Just like the Madhya Pradesh High Court’s order denying bail to Munawar Faruqui order, we again see an overemphasis on non-enforceable fundamental duties and directive principles of state policy, instead of fundamental rights by the court, even though the former are not relevant to a bail order, while it is the fundamental rights which form the basic structure of our constitution.
Effectively, the court is asking citizens to self-censor, instead of directing the government to ensure protection of their fundamental right to freedom of speech.
Us vs Them: Extralegal Terms Plaguing The Judicial Reasoning
In its reasons to defend the denial of bail, the court resorted to several extra-legal terms such as “forces inimical to the interests of the country”, “basic concept of the survival of the country”, “political order”, and “communal order” when analysing Purohit’s conduct and the implications of the show.
These terms, which are used to justify the invocation of criminal provisions against her, are nowhere to be seen in either the IPC or any other law.
The language of the court has transcended the facts of the present case to become a political commentary that reeks of ideological polarisation. For instance, while referring to how “such crimes” (as the present case) are made “subject matter of protests”, the court says:
“... the forces inimical to the interest of this country become active and they make it an issue and raise it before different national and international forums alleging that the Indian citizens have become intolerant and “India” has become unsafe place to live. Even in the liberal democracies of the West, it becomes a topic of debate and the Indian diplomacy has to face tough time protecting the interest of the country.”
Not only are these comments devoid of any factual basis, they are also entirely irrelevant to a decision on whether or not to grant Purohit anticipatory bail, as they have nothing to do with her conduct.
Even more disturbingly, the judge also seems to have already taken a call on the fate of the case, with several lines in the order (see for instance para 20) failing to to use the word “alleged” when referring to Purohit or the crimes she is being accused of.
The law frowns upon going into the merits of a case at the stage of adjudicating bail, unless of course there is no evidence whatsoever to justify even a prima facie case against the accused.
This is to ensure that courts do not decide or comment upon the culpability of the accused before the entire process of examination and cross-examination that takes place during a trial is completed.
This principle safeguards the right of the accused to not to be held guilty without a fair trial. However, this principle has been left by the wayside in this order.
Such is the court’s conviction that Purohit has committed a crime, that in para14, the court has recorded, “The submission of apology or withdrawal of scene after its streaming would not absolve the accused persons of the offence committed by them”. The present order – which remember, is merely dealing with anticipatory bail – comes across as having pre-judged the case without a trial.
The ideological and political flavour of judicial reasoning, in this case, is also reflected in how the court has referred to the filmmakers. Instead of restricting itself to an impartial evaluation of the facts in the present case, the court goes on the comment on what it believes is the “growing tendency that needs to be curbed”:
“This tendency on the part of the Hindi film industry is growing and if not curbed in time, it may have disastrous consequences for the Indian social, religious and communal order.
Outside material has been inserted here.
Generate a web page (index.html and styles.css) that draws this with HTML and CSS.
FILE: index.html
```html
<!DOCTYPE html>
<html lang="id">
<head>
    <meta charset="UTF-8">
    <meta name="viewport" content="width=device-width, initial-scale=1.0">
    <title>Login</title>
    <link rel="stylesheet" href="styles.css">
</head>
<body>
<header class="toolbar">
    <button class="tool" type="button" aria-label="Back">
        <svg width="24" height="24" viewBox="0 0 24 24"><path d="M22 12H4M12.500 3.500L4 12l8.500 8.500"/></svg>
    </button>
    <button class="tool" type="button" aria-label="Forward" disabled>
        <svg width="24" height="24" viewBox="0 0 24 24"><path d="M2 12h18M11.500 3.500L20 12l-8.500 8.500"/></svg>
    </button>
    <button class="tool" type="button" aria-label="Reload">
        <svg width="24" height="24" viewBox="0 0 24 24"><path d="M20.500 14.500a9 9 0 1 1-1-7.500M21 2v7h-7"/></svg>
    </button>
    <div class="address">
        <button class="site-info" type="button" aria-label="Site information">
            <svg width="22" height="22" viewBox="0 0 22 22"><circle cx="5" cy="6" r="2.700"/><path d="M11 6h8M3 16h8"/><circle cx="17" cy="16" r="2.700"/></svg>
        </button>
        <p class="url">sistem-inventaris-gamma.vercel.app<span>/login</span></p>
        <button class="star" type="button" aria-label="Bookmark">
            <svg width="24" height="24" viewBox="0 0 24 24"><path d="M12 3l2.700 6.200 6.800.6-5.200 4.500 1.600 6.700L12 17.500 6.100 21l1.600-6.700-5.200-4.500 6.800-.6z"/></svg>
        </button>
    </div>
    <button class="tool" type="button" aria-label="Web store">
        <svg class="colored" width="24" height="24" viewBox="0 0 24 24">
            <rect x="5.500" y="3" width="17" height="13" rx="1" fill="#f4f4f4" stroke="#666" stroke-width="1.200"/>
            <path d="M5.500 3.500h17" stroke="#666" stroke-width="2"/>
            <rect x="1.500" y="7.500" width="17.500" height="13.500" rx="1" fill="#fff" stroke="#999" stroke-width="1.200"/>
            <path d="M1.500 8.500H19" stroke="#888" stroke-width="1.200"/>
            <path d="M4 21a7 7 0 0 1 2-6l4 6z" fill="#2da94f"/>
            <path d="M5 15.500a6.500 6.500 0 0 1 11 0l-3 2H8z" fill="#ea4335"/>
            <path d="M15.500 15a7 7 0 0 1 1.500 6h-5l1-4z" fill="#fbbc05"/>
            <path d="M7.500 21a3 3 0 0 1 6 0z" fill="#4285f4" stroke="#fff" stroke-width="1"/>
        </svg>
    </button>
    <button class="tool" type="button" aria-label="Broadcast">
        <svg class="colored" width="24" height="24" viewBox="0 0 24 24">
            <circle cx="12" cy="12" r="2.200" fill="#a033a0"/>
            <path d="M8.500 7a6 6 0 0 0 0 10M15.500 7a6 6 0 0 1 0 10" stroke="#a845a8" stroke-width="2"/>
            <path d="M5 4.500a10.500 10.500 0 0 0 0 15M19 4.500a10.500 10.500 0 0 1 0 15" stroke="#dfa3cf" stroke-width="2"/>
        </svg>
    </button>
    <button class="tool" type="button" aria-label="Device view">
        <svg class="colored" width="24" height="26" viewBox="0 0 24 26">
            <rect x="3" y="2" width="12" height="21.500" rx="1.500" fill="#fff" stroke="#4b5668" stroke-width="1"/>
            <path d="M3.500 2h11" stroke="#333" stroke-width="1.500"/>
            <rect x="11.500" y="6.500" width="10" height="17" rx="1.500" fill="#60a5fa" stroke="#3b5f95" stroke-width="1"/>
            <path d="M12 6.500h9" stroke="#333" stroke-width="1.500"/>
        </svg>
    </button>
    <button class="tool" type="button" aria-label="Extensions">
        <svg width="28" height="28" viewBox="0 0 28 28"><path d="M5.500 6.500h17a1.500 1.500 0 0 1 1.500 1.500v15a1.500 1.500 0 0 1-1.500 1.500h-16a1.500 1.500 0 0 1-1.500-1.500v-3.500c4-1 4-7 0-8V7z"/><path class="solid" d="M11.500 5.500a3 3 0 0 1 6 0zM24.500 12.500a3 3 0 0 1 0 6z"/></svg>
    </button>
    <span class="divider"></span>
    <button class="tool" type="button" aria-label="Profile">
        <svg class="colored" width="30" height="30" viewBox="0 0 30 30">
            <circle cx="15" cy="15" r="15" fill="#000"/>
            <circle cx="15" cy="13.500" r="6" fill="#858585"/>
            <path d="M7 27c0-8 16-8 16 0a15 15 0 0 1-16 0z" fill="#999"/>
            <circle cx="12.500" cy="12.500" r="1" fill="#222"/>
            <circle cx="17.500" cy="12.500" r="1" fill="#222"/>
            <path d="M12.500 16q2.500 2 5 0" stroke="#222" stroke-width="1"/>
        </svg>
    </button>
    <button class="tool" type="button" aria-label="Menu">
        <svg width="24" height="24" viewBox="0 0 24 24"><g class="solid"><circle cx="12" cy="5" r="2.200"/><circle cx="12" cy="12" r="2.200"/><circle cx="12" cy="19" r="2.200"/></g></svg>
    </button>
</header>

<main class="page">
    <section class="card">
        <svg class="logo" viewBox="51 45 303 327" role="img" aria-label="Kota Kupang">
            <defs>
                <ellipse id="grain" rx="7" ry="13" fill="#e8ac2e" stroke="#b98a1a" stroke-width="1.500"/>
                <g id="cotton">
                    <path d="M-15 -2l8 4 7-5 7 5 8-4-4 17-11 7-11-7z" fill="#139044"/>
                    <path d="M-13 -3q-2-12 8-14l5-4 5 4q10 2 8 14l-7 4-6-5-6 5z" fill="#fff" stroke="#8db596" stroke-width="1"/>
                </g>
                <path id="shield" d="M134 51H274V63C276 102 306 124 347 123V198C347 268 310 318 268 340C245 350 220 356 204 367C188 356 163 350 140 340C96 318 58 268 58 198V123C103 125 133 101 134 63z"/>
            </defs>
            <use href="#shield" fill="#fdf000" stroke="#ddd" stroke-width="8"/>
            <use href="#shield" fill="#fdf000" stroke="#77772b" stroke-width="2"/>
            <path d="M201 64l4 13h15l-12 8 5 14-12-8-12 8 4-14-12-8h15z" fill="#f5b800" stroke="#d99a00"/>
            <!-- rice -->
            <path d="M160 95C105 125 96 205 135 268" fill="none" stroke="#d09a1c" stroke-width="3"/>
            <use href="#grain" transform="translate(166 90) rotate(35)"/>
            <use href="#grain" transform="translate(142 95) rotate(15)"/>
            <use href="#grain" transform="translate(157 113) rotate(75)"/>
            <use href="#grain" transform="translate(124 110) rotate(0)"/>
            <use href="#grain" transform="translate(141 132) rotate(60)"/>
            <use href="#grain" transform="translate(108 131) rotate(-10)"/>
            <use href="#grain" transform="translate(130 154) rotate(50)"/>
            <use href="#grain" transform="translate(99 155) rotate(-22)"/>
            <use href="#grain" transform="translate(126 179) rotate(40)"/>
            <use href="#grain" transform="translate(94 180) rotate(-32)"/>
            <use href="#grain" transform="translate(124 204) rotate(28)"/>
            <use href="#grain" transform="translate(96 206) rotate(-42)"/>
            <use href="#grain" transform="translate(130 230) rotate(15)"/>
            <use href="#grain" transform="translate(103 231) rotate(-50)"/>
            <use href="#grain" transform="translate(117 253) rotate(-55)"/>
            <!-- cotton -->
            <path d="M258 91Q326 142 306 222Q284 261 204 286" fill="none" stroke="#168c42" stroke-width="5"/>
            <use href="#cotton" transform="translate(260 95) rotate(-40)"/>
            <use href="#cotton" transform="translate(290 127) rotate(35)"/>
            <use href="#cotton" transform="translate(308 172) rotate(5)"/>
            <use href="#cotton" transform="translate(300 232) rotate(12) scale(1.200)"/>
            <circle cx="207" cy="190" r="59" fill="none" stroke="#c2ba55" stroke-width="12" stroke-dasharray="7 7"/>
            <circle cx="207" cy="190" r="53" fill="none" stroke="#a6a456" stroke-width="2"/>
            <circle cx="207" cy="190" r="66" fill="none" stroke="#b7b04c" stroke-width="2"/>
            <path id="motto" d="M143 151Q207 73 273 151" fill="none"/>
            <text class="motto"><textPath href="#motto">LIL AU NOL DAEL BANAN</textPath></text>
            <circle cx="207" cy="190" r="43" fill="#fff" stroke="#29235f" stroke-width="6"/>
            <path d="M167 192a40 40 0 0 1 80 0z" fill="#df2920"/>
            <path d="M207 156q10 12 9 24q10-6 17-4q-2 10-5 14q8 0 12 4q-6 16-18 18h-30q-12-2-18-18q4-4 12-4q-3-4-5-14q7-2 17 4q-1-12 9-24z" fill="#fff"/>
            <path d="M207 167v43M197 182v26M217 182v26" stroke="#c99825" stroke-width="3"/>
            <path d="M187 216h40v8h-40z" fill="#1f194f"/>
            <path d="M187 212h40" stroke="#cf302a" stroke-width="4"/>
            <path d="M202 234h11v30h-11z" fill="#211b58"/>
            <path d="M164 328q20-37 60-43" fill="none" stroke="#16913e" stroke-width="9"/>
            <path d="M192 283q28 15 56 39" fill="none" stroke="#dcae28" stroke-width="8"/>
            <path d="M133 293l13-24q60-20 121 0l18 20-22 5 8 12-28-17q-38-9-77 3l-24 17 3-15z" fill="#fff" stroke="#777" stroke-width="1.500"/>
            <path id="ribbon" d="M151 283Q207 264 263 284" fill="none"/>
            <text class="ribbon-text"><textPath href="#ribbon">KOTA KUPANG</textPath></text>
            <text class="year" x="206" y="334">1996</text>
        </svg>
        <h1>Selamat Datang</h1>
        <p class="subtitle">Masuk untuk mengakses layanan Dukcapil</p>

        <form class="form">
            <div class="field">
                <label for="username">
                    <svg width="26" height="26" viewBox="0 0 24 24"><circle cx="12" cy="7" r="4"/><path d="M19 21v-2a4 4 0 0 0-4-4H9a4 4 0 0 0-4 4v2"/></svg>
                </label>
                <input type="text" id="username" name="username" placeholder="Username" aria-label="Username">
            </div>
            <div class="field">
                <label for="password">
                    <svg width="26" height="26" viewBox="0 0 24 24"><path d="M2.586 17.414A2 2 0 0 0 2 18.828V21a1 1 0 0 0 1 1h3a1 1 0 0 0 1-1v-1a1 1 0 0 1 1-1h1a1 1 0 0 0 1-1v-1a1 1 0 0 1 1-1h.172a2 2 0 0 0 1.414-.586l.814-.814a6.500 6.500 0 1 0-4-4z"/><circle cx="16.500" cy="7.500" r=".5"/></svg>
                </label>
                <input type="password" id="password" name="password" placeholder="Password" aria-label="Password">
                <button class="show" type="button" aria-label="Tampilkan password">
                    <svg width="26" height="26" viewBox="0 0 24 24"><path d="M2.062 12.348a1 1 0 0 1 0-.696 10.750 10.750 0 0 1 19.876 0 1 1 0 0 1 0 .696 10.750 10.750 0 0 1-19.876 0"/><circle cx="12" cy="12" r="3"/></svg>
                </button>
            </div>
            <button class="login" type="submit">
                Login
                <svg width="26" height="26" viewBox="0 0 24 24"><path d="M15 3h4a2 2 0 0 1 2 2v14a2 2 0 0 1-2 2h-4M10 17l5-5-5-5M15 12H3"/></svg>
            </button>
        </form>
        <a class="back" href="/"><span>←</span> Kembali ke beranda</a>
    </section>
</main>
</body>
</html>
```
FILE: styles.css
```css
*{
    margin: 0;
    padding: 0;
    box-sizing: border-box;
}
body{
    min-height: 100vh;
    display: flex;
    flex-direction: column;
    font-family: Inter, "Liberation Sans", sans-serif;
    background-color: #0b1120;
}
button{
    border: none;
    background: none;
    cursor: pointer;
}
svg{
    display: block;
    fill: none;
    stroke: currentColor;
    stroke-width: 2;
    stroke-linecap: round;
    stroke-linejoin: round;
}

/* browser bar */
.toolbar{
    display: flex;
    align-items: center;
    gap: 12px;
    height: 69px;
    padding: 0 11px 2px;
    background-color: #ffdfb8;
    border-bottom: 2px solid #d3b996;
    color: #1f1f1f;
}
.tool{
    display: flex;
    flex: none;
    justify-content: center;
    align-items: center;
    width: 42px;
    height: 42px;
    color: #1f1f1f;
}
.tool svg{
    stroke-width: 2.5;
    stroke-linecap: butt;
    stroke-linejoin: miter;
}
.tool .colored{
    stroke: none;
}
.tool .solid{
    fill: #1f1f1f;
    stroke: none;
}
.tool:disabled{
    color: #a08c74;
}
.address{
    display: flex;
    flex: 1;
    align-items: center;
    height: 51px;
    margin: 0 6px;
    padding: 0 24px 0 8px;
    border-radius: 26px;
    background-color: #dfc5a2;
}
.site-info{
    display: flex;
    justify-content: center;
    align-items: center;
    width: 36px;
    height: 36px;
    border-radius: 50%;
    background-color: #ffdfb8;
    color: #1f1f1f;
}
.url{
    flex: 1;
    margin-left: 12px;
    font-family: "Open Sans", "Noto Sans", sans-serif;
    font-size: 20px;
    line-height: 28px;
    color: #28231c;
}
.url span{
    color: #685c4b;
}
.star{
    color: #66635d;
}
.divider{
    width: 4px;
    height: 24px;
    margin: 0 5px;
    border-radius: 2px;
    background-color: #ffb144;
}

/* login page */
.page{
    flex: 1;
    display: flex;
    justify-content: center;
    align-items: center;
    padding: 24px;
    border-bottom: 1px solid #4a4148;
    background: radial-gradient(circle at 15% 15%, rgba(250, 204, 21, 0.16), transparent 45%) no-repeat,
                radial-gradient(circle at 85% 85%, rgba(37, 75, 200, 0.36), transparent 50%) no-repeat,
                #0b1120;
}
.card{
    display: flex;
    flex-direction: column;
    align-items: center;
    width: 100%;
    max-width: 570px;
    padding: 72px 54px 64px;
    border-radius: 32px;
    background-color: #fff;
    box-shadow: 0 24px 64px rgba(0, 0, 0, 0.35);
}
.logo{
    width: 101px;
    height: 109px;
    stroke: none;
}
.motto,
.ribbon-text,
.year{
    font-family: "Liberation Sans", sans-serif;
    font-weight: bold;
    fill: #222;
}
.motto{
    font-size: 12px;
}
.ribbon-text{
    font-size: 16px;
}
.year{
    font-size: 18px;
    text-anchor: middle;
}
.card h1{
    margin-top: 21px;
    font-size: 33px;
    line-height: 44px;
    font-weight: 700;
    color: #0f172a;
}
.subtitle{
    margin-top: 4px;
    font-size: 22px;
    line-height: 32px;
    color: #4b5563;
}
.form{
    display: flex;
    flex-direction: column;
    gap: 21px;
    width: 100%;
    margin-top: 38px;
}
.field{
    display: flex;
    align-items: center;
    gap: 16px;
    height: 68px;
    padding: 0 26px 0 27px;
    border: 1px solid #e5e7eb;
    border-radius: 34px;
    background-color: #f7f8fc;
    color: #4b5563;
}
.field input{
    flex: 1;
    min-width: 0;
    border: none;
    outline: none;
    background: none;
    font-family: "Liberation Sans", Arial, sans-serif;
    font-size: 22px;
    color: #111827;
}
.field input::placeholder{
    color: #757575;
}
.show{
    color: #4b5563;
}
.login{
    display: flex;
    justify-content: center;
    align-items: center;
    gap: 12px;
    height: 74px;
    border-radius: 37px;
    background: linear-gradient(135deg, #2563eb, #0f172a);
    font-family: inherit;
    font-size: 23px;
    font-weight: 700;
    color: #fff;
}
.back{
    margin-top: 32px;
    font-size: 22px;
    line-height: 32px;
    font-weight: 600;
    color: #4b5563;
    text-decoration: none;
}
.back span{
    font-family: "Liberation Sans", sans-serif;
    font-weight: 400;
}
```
There appears to be a design behind such acts on the part of the people who just give a disclaimer in all the films and depict things in the movies which are really religiously, socially and communally offensive in nature.”Justice Siddharth, Allahabad High Court
The court further invoked the case of “obscure comedian from Gujarat”, Munawar Faruqui, to show how he made comments against Hindu Gods in his Indore show to gain publicity.
This observation is completely unfounded not only because Munawar was eventually granted bail by the apex court the moment his case was presented to the judges, but also it is a matter of record that the FIR against him nowhere mentions that he cracked those jokes during his Indore show.
Such reliance, therefore, raises serious questions on the narrative and the context the court was trying to script through this order.
The present bail order comes across as ideologically-laden political commentary, derisive of dissenting voices, and a complete departure from the established principles of adjudicating bail.
When the judicial reasoning is filled with rhetorical claims supporting the state’s narrative, instead of clear scrutiny of the evidence, justice takes a back seat. Grant of bail is a judicial discretion, but this discretion rests within the four corners of the law; it cannot deviate from the established principles of judicial reasoning and adjudication, including that bail is the rule and jail is the exception.
And of course, the presumption of innocence.
Judicial proceedings can’t be a ‘tandav’ of personal or political beliefs. Such a ‘dance of fury’ is antithetical to ‘just and reasoned balancing of competing narratives’, which is the job of the courts in a case like this.